#### [MATERIAL PROVIDED]
◇ ◇ ◇ ◇
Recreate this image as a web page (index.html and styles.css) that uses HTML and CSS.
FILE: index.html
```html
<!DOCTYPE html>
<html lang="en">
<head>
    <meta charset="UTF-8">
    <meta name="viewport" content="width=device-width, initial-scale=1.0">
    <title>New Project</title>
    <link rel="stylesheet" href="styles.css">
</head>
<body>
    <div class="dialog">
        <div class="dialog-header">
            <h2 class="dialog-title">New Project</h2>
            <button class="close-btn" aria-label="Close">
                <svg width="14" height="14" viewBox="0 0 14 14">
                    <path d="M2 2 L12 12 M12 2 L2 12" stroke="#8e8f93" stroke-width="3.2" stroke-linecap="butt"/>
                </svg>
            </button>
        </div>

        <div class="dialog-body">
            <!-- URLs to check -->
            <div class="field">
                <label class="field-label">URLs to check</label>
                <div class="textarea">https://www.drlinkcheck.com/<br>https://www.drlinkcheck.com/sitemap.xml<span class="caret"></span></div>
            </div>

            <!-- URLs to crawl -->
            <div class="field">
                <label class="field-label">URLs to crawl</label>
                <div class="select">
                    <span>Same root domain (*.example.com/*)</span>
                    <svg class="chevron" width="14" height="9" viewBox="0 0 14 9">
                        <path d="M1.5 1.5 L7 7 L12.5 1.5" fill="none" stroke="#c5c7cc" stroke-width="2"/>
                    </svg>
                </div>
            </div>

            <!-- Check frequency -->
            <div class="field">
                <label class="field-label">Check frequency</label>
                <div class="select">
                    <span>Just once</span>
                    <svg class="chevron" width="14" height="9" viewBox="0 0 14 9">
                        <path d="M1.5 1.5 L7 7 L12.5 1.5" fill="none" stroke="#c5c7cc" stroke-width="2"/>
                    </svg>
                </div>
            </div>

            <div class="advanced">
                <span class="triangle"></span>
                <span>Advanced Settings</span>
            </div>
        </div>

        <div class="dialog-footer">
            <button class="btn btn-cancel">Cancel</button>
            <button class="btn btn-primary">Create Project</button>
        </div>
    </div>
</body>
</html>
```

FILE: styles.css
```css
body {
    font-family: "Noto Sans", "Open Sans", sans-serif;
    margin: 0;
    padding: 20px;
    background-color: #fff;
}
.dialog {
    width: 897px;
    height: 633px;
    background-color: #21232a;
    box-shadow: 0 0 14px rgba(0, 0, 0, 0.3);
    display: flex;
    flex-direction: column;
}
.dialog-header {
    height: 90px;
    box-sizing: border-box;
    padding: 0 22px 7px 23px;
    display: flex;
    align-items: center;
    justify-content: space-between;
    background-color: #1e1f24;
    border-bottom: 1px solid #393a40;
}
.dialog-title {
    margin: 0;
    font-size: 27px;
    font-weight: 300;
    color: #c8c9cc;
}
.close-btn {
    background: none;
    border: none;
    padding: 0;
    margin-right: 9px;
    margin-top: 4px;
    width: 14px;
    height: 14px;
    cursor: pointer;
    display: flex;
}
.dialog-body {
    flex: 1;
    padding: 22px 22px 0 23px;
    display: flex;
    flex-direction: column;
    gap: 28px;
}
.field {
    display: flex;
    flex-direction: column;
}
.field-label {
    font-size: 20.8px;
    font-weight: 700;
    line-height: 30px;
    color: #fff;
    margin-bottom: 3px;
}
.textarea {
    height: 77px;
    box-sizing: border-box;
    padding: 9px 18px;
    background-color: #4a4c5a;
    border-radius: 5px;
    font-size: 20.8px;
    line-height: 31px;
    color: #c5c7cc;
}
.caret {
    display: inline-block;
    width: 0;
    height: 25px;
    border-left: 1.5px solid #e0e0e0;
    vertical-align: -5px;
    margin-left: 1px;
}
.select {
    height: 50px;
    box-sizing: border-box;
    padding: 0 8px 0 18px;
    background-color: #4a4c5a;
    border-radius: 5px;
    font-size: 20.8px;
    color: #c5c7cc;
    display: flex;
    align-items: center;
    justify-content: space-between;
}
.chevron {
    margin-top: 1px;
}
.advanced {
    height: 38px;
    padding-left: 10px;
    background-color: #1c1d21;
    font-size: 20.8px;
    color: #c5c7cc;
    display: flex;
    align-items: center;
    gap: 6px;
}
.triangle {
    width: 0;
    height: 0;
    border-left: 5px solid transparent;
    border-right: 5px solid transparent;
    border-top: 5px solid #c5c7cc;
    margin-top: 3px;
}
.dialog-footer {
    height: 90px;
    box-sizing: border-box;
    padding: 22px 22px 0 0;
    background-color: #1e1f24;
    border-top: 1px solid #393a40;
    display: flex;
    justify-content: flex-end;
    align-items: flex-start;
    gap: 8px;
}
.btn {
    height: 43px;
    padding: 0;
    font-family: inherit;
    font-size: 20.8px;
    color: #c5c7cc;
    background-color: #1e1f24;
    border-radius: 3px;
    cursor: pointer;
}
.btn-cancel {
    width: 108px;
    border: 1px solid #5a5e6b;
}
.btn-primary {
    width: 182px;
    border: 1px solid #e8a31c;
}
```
◇ ◇ ◇ ◇
#### [EXERCISE GOAL]
Reproduce all data above, unchanged.

#### [ANSWER IN FULL]
Recreate this image as a web page (index.html and styles.css) that uses HTML and CSS.
FILE: index.html
```html
<!DOCTYPE html>
<html lang="en">
<head>
    <meta charset="UTF-8">
    <meta name="viewport" content="width=device-width, initial-scale=1.0">
    <title>New Project</title>
    <link rel="stylesheet" href="styles.css">
</head>
<body>
    <div class="dialog">
        <div class="dialog-header">
            <h2 class="dialog-title">New Project</h2>
            <button class="close-btn" aria-label="Close">
                <svg width="14" height="14" viewBox="0 0 14 14">
                    <path d="M2 2 L12 12 M12 2 L2 12" stroke="#8e8f93" stroke-width="3.2" stroke-linecap="butt"/>
                </svg>
            </button>
        </div>

        <div class="dialog-body">
            <!-- URLs to check -->
            <div class="field">
                <label class="field-label">URLs to check</label>
                <div class="textarea">https://www.drlinkcheck.com/<br>https://www.drlinkcheck.com/sitemap.xml<span class="caret"></span></div>
            </div>

            <!-- URLs to crawl -->
            <div class="field">
                <label class="field-label">URLs to crawl</label>
                <div class="select">
                    <span>Same root domain (*.example.com/*)</span>
                    <svg class="chevron" width="14" height="9" viewBox="0 0 14 9">
                        <path d="M1.5 1.5 L7 7 L12.5 1.5" fill="none" stroke="#c5c7cc" stroke-width="2"/>
                    </svg>
                </div>
            </div>

            <!-- Check frequency -->
            <div class="field">
                <label class="field-label">Check frequency</label>
                <div class="select">
                    <span>Just once</span>
                    <svg class="chevron" width="14" height="9" viewBox="0 0 14 9">
                        <path d="M1.5 1.5 L7 7 L12.5 1.5" fill="none" stroke="#c5c7cc" stroke-width="2"/>
                    </svg>
                </div>
            </div>

            <div class="advanced">
                <span class="triangle"></span>
                <span>Advanced Settings</span>
            </div>
        </div>

        <div class="dialog-footer">
            <button class="btn btn-cancel">Cancel</button>
            <button class="btn btn-primary">Create Project</button>
        </div>
    </div>
</body>
</html>
```

FILE: styles.css
```css
body {
    font-family: "Noto Sans", "Open Sans", sans-serif;
    margin: 0;
    padding: 20px;
    background-color: #fff;
}
.dialog {
    width: 897px;
    height: 633px;
    background-color: #21232a;
    box-shadow: 0 0 14px rgba(0, 0, 0, 0.3);
    display: flex;
    flex-direction: column;
}
.dialog-header {
    height: 90px;
    box-sizing: border-box;
    padding: 0 22px 7px 23px;
    display: flex;
    align-items: center;
    justify-content: space-between;
    background-color: #1e1f24;
    border-bottom: 1px solid #393a40;
}
.dialog-title {
    margin: 0;
    font-size: 27px;
    font-weight: 300;
    color: #c8c9cc;
}
.close-btn {
    background: none;
    border: none;
    padding: 0;
    margin-right: 9px;
    margin-top: 4px;
    width: 14px;
    height: 14px;
    cursor: pointer;
    display: flex;
}
.dialog-body {
    flex: 1;
    padding: 22px 22px 0 23px;
    display: flex;
    flex-direction: column;
    gap: 28px;
}
.field {
    display: flex;
    flex-direction: column;
}
.field-label {
    font-size: 20.8px;
    font-weight: 700;
    line-height: 30px;
    color: #fff;
    margin-bottom: 3px;
}
.textarea {
    height: 77px;
    box-sizing: border-box;
    padding: 9px 18px;
    background-color: #4a4c5a;
    border-radius: 5px;
    font-size: 20.8px;
    line-height: 31px;
    color: #c5c7cc;
}
.caret {
    display: inline-block;
    width: 0;
    height: 25px;
    border-left: 1.5px solid #e0e0e0;
    vertical-align: -5px;
    margin-left: 1px;
}
.select {
    height: 50px;
    box-sizing: border-box;
    padding: 0 8px 0 18px;
    background-color: #4a4c5a;
    border-radius: 5px;
    font-size: 20.8px;
    color: #c5c7cc;
    display: flex;
    align-items: center;
    justify-content: space-between;
}
.chevron {
    margin-top: 1px;
}
.advanced {
    height: 38px;
    padding-left: 10px;
    background-color: #1c1d21;
    font-size: 20.8px;
    color: #c5c7cc;
    display: flex;
    align-items: center;
    gap: 6px;
}
.triangle {
    width: 0;
    height: 0;
    border-left: 5px solid transparent;
    border-right: 5px solid transparent;
    border-top: 5px solid #c5c7cc;
    margin-top: 3px;
}
.dialog-footer {
    height: 90px;
    box-sizing: border-box;
    padding: 22px 22px 0 0;
    background-color: #1e1f24;
    border-top: 1px solid #393a40;
    display: flex;
    justify-content: flex-end;
    align-items: flex-start;
    gap: 8px;
}
.btn {
    height: 43px;
    padding: 0;
    font-family: inherit;
    font-size: 20.8px;
    color: #c5c7cc;
    background-color: #1e1f24;
    border-radius: 3px;
    cursor: pointer;
}
.btn-cancel {
    width: 108px;
    border: 1px solid #5a5e6b;
}
.btn-primary {
    width: 182px;
    border: 1px solid #e8a31c;
}
```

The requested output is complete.